Re: [PATCH v3 3/3] sched, x86: Check that we're on the right stack in schedule and __might_sleep

From: Andy Lutomirski <luto@amacapital.net>
To: Linus Torvalds <torvalds@linux-foundation.org>
Cc: Andi Kleen <andi@firstfloor.org>, Borislav Petkov <bp@alien8.de>,
	"the arch/x86 maintainers" <x86@kernel.org>,
	Linux Kernel Mailing List <linux-kernel@vger.kernel.org>,
	Peter Zijlstra <peterz@infradead.org>,
	Oleg Nesterov <oleg@redhat.com>, Tony Luck <tony.luck@intel.com>
Subject: Re: [PATCH v3 3/3] sched, x86: Check that we're on the right stack in schedule and __might_sleep
Date: Mon, 23 May 2016 19:09:41 -0700	[thread overview]
Message-ID: <CALCETrWwoaR5uyKigpayB-jJuDuMxeqqcudFtA=k+UqxDHVD9g@mail.gmail.com> (raw)
In-Reply-To: <CA+55aFysHFxi3+gM69rpj445QQ352ZRucjw23ZeTBj-azp6pqg@mail.gmail.com>

On Mon, May 23, 2016 at 6:48 PM, Linus Torvalds
<torvalds@linux-foundation.org> wrote:
> On Mon, May 23, 2016 at 6:23 PM, Andy Lutomirski <luto@amacapital.net> wrote:
>>>
>>> Or we could just let ksoftirqd do its thing and stop raising
>>> HARDIRQ_COUNT.  We could add a new preempt count field just for IST
>>> (yuck).  We could try to hijack a different preempt count field
>>> (NMI?).  But I kind of like the idea of just reinstating the original
>>> patch of explicitly checking that we're on a safe stack in schedule
>>> and __might_sleep, since that is the actual condition we care about.
>>
>> Ping?  I can still trigger this fairly easily on 4.6.
>
> .. I haven't seen a patch from you, last I saw that was kind of what I expected.
>
> That said, I still despise your patch.
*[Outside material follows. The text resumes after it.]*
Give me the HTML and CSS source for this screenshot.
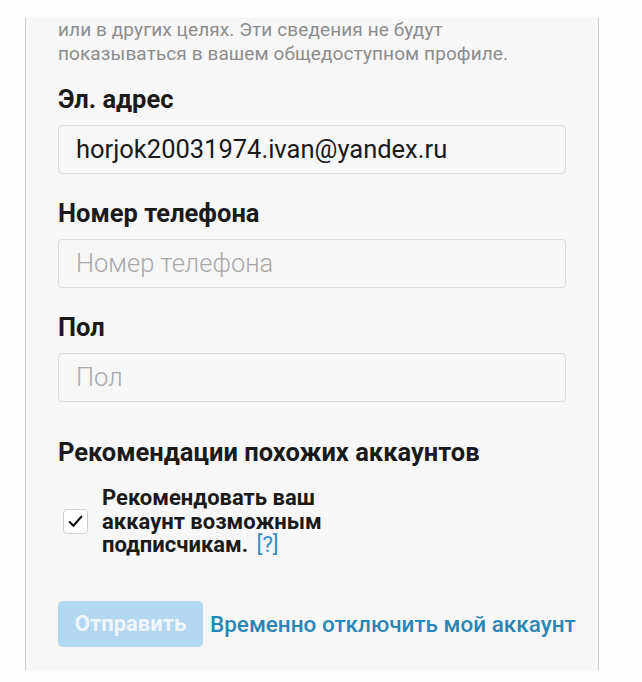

Why can't you just fix
> "in_interrupt()" and be done with it. The original patch was like 50
> lines of changes for somethinig that feels like it should be a
> one-liner.
>
> And no, we don't add idiotic new config symbols for things like "I
> have this one-liner trivial arch helper". What we do is to just test
> for such a helper with "#ifdef" (and if it's a inline function we do
> #define xyz xyz" so that the #ifdef works).
>
> So the original patch in this thread is still off the table,
> especially since there was absolutely no explanation for why it should
> be such a crazy complicated thing.
>
> What exactly is it you are nervous about scheduling in NMI's? I agree
> that that would be disastrous, but it's not supposed to actually
> happen.

It's not the NMIs I'm worried about -- they do crazy stuff, but it's
self-contained crazy stuff, and NMIs can *never* schedule, so they're
unlikely to have issues here.  It's the things that are a bit more
ambiguous.  For example, MCE handlers sometimes do schedule, and we
allow it if they use the right helpers and check the right conditions.
The original patch lets us print a big fat warning if they screw it
up.

I can't modify in_interrupt for the same reason that the current code
is broken: if in_interrupt() returns true, that's a promise that we'll
call invoke_softirq via irq_exit in a timely manner.  Doing this from
a weird ultra-atomic context that interrupted kernel code that had
IF=0 would be bad.  IOW, the whole in_interrupt() mechanism was
designed until the entirely reasonably assumption that interrupts only
happen when interrupts are on.  These special interrupt-like things
(NMI, MCE, debug) can happen asynchronously with interrupts *off*, and
the result is a mess.

What about this silly fix?  (Pardon the probable whitespace damage.)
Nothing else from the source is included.